What Interviewers Ask
Interviewers want to see if you understand the trade-offs. Be prepared to discuss why sharding is used (scalability, performance) and its challenges (complexity, re-sharding, cross-shard queries). They might ask you to choose a shard key for a given scenario (e.g., a Twitter feed, an e-commerce product catalog) and justify your choice, explaining potential issues like hotspots. Discuss different sharding strategies (range, hash, directory) and when to use each. Be ready to talk about how you'd handle re-sharding or adding new shards. Mentioning concepts like eventual consistency or the need for a routing layer is also a plus. Demonstrating awareness of the operational overhead is key.
Code Examples
Shard 1: User IDs 1 - 10,000
Shard 2: User IDs 10,001 - 20,000
Shard 3: User IDs 20,001 - 30,000
...
If a request is for User ID 15,500, route to Shard 2.This is a simple example of range-based sharding. Data is partitioned based on a continuous range of values for the shard key (User ID in this case). It's easy to implement but can lead to uneven distribution if user activity isn't uniform across ID ranges.

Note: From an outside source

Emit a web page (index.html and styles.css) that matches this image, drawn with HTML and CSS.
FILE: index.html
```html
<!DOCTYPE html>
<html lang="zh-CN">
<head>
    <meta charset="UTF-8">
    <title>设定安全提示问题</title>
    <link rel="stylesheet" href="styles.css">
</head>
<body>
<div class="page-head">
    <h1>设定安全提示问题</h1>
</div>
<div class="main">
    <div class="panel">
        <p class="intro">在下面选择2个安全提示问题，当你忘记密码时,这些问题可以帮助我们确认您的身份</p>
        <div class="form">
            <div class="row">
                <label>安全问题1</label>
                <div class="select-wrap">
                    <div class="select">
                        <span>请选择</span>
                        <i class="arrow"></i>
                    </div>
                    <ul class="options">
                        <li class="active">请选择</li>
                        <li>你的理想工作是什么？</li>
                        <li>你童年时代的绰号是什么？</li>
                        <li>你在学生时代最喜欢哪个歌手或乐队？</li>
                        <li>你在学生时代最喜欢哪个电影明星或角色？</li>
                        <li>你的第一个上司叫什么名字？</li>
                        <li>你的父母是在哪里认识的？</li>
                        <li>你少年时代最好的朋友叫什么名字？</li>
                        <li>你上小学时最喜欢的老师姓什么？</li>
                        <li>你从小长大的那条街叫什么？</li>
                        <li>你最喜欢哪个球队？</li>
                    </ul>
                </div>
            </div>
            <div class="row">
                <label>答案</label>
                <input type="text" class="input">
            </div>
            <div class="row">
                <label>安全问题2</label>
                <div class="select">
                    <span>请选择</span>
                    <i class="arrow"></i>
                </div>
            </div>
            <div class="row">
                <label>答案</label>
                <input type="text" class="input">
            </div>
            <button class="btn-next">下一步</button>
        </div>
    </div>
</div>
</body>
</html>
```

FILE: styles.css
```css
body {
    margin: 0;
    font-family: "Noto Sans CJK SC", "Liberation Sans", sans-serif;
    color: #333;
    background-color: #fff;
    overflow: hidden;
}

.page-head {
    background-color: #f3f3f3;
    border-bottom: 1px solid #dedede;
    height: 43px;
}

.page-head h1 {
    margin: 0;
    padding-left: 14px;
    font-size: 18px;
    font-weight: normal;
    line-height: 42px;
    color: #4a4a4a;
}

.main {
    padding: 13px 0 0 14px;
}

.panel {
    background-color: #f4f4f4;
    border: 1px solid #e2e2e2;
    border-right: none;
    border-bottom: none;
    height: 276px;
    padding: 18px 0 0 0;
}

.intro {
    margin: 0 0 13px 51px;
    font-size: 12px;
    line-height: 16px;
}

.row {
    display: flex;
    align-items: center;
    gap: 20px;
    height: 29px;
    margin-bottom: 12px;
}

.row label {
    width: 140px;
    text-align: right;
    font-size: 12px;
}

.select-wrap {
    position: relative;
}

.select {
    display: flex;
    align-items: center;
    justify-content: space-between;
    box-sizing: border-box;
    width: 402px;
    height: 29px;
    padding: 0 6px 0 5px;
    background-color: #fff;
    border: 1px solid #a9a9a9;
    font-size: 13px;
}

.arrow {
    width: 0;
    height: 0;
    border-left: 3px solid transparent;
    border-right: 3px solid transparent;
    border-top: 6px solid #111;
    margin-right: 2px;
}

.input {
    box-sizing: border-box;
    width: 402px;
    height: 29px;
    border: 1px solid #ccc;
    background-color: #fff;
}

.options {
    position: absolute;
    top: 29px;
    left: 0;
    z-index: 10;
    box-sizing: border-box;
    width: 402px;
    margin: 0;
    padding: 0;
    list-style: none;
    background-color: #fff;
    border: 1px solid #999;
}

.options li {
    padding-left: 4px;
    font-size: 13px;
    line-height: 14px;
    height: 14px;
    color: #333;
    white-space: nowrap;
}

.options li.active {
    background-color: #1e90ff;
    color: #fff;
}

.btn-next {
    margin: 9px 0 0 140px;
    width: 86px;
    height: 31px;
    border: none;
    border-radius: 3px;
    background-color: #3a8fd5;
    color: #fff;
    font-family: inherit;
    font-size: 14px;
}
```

Shard Count = N (e.g., 4 shards)
Shard Key = User ID
Function: shard_index = hash(User ID) % N
Example:
User ID 12345 -> hash(12345) = 78901
shard_index = 78901 % 4 = 1
Route to Shard 1.Hash-based sharding uses a hash function on the shard key to determine the shard. This generally leads to a more even distribution of data and load across shards compared to range-based sharding. It makes adding/removing shards more complex as data needs re-hashing.
Lookup Table:
{ 'user_id_1': 'shard_A', 'user_id_2': 'shard_C', ... }
Application Logic:
1. Receive request for user_id 'X'.
2. Query lookup table: `SELECT shard_name FROM shard_map WHERE user_id = 'X';`
3. Get shard_name (e.g., 'shard_B').
4. Route request to Shard B.Directory-based sharding uses a separate lookup service or table to map shard keys to specific shards. This offers flexibility but adds an extra layer of indirection and a potential single point of failure if the lookup service isn't highly available.
def get_shard(user_id):
shard_count = 4
# Using hash-based sharding for distribution
shard_index = hash(user_id) % shard_count
return f"database_shard_{shard_index}"
user_id_to_fetch = 54321
target_shard = get_shard(user_id_to_fetch)

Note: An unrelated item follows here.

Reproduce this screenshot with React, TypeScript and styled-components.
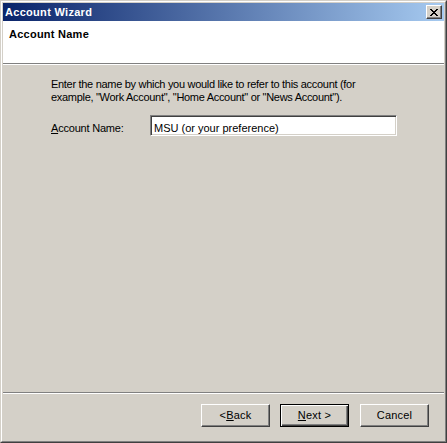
import React from 'react';
import styled, { createGlobalStyle } from 'styled-components';

const GlobalStyle = createGlobalStyle`
    html, body {
        margin: 0;
        padding: 0;
        background: #d4d0c8;
    }
    body {
        font-family: 'Liberation Sans', Arial, sans-serif;
        font-size: 11px;
        color: #000;
    }
`;

const Window = styled.div`
    box-sizing: border-box;
    width: 447px;
    height: 443px;
    background: #d4d0c8;
    border-style: solid;
    border-width: 1px;
    border-color: #d4d0c8 #404040 #404040 #d4d0c8;
`;

const Frame = styled.div`
    box-sizing: border-box;
    height: 100%;
    padding: 1px;
    display: flex;
    flex-direction: column;
    border-style: solid;
    border-width: 1px;
    border-color: #ffffff #808080 #808080 #ffffff;
`;

const TitleBar = styled.div`
    height: 18px;
    display: flex;
    align-items: center;
    justify-content: space-between;
    padding: 0 2px 0 2px;
    background: linear-gradient(to right, #0a246a, #a6caf0);
`;

const Title = styled.span`
    color: #fff;
    font-weight: bold;
    font-size: 11px;
    line-height: 18px;
    letter-spacing: 0.3px;
`;

const CloseButton = styled.div`
    box-sizing: border-box;
    width: 16px;
    height: 14px;
    display: flex;
    align-items: center;
    justify-content: center;
    background: #d4d0c8;
    border-style: solid;
    border-width: 1px;
    border-color: #ffffff #404040 #404040 #ffffff;
    box-shadow: inset -1px -1px #808080;
`;

const Header = styled.div`
    box-sizing: content-box;
    height: 35px;
    background: #fff;
    border-bottom: 1px solid #808080;
    padding: 7px 0 0 6px;
`;

const HeaderTitle = styled.div`
    font-weight: bold;
    line-height: 13px;
    letter-spacing: 0.25px;
`;

const Body = styled.div`
    flex: 1;
    border-top: 1px solid #fff;
    padding: 13px 0 0 48px;
`;

const Intro = styled.p`
    margin: 0;
    line-height: 13px;
    letter-spacing: -0.3px;
`;

const FieldRow = styled.div`
    display: flex;
    align-items: baseline;
    margin-top: 11px;
`;

const Label = styled.label`
    width: 99px;
    line-height: 13px;
    letter-spacing: -0.2px;
`;

const TextField = styled.input`
    box-sizing: border-box;
    width: 247px;
    height: 21px;
    margin: 0;
    padding: 4px 3px 0 3px;
    font-family: inherit;
    font-size: 11px;
    line-height: 13px;
    color: #000;
    background: #fff;
    outline: none;
    border-style: solid;
    border-width: 1px;
    border-color: #808080 #ffffff #ffffff #808080;
    box-shadow: inset 1px 1px #404040, inset -1px -1px #d4d0c8;
`;

const Separator = styled.div`
    border-top: 1px solid #808080;
    border-bottom: 1px solid #ffffff;
`;

const ButtonBar = styled.div`
    display: flex;
    justify-content: flex-end;
    gap: 10px;
    padding: 10px 15px 13px 0;
`;

const Button = styled.div<{ $default?: boolean; $spaced?: boolean }>`
    box-sizing: border-box;
    width: 69px;
    height: 23px;
    display: flex;
    align-items: center;
    justify-content: center;
    margin-left: ${(p) => (p.$spaced ? '1px' : '0')};
    background: #d4d0c8;
    line-height: 13px;
    letter-spacing: 0.2px;
    border-style: solid;
    border-width: 1px;
    border-color: ${(p) => (p.$default ? '#000' : '#ffffff #404040 #404040 #ffffff')};
    box-shadow: ${(p) =>
        p.$default
            ? 'inset 1px 1px #ffffff, inset -1px -1px #404040, inset -2px -2px #808080'
            : 'inset -1px -1px #808080'};
`;

const Key = styled.span`
    text-decoration: underline;
`;

export default function App() {
    return (
        <>
            <GlobalStyle />
            <Window>
                <Frame>
                    <TitleBar>
                        <Title>Account Wizard</Title>
                        <CloseButton>
                            <svg width="8" height="7" viewBox="0 0 8 7">
                                <path d="M0 0h2v1h1v1h2V1h1V0h2v1H7v1H6v1H5v1h1v1h1v1h1v1H6V6H5V5H3v1H2v1H0V6h1V5h1V4h1V3H2V2H1V1H0z" fill="#000" />
                            </svg>
                        </CloseButton>
                    </TitleBar>
                    <Header>
                        <HeaderTitle>Account Name</HeaderTitle>
                    </Header>
                    <Body>
                        <Intro>
                            Enter the name by which you would like to refer to this account (for
                            <br />
                            example, "Work Account", "Home Account" or "News Account").
                        </Intro>
                        <FieldRow>
                            <Label htmlFor="accountName">
                                <Key>A</Key>ccount Name:
                            </Label>
                            <TextField id="accountName" readOnly value="MSU (or your preference)" />
                        </FieldRow>
                    </Body>
                    <Separator />
                    <ButtonBar>
                        <Button>
                            &lt; <Key>B</Key>ack
                        </Button>
                        <Button $default>
                            <Key>N</Key>ext &gt;
                        </Button>
                        <Button $spaced>Cancel</Button>
                    </ButtonBar>
                </Frame>
            </Window>
        </>
    );
}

print(f"Routing request for user {user_id_to_fetch} to {target_shard}")This pseudocode illustrates how an application might determine which shard to query based on a user ID. It calculates a shard index using a hash function and modulo operator, abstracting away the complexity of direct database connections.
Frequently Asked Questions
What is the difference between vertical and horizontal partitioning?
Vertical partitioning splits a table by columns, moving some columns to a separate table. This is useful when certain columns are accessed much less frequently than others. Horizontal partitioning, or sharding, splits a table by rows, distributing different rows across different database instances. Sharding is used to scale databases by distributing data and load across multiple servers, addressing performance and capacity limits that vertical partitioning alone cannot solve.
What are the main challenges of database sharding?
The primary challenges include increased complexity in managing the sharded infrastructure, difficulties with cross-shard queries (queries that need data from multiple shards), the complexity of re-sharding (adding or removing shards and redistributing data), and potential for uneven data distribution (hotspots) if the shard key is not chosen carefully. Ensuring high availability and handling failover across multiple shards also adds complexity.
How do you choose a good shard key?
A good shard key should distribute data and workload evenly across shards, minimize cross-shard queries, and be relatively stable. Common choices include user IDs, timestamps (with caution), or geographic locations. The key should ideally align with common query patterns. For example, if most queries filter by user ID, sharding by user ID is effective. Avoid keys that lead to hotspots, like sequential IDs if write operations are clustered, or categorical data with highly skewed distributions.
What is a 'hotspot' in sharding?
A 'hotspot' occurs when a particular shard receives a disproportionately large amount of traffic or stores a significantly larger amount of data compared to other shards. This can happen if the chosen shard key doesn't distribute data evenly or if certain data ranges are accessed much more frequently. Hotspots negate the benefits of sharding by creating performance bottlenecks on the overloaded shard, leading to slower response times and potential system instability.
Can sharding help with database availability?
Yes, sharding can improve availability. By distributing data across multiple independent shards, the failure of a single shard does not necessarily bring down the entire system. Other shards can continue to operate, serving their respective data subsets. However, implementing robust failover mechanisms and replication within each shard is crucial to truly enhance availability. A poorly managed sharded system can actually be less available due to its complexity.
What is the role of a routing layer in sharding?
The routing layer, often implemented in the application code or as a separate middleware service, acts as a traffic director. When a request comes in, the routing layer analyzes the request (e.g., based on the shard key in the query) and determines which specific shard(s) contain the relevant data. It then forwards the request to the appropriate shard(s) and aggregates the results if necessary. This layer abstracts the sharded database architecture from the client application.